Sunday, April 09, 2006

Nukes To Iran

B-2 Dropping B61 NukeJournalist and occassional conspiracy theorist Seymour Hersh reports that the US is considering attacking Iran with nukes. More specifically, he claims that President Bush is demanding that the US military develop an option for taking out hardened bunkers in Iran's nuclear infrastructure with B61-11 tactical nuclear bombs.

I have some fleeting experience with the old B61 tac nuke, called "The Silver Bullet" because it looked like a shiny Mk-82 conventional 500 pound bomb and because it packed enough punch to take out any threat you faced. It was perfect for clearing out enemy airfields.

This new model appears to be a modification of the old bomb. After all, these things are hand-made and cost millions of bucks. You can't just toss them away. Recycle! It looks like the Air Force has modified 750 old model 7s into model 11s. There are about 300 nuclear development sites in Iran. Perhaps a fraction of those are hardened. That means that perhaps a few dozen B61s could be used to gut the Iranian nuke program with plenty left over to use in North Korea, should the need arise.

The -11 modification kept the guts of the bomb but has given it a stronger case and cut away the parachute that slowed it down so that the delivery aircraft could fly clear of the blast. This nuke is meant to smack the target with the maximum kinetic energy and burrow in to detonate beneath the surface. When the yield is set for 10 kilotons and the bomb detonates four feet below the surface, the shock wave can crush a bunker buried under a hundred yards of layered rock. That's bad news for bad guys hiding in their burrows like rats huddled around their nasty little nukes.

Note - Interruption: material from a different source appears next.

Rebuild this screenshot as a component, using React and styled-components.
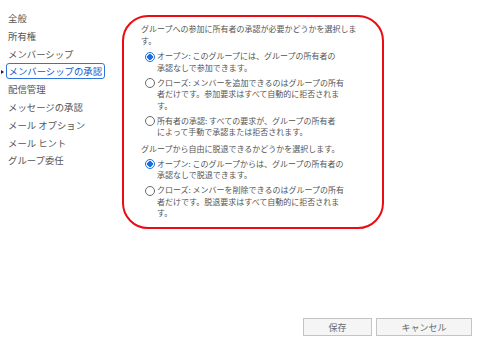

The Bush administration is strongly denying Hersh's accusation and Hersh is often half-baked and biased against America in his criticism and sloppy in his documentation. However, it would be crazy if the military was not developing a contingency plan for striking Iran. That's what the Pentagon does all year round: develop contingency plans for war, almost all of which gather dust and are never used. In such a contingency plan, certainly there is an option to use bunker-busting tac nukes. The decision to use them is political. I don't doubt that if we know where the Iranian nuke sites are located, we can take them out. I hope it doesn't come to that, but I think I'm hoping in vain.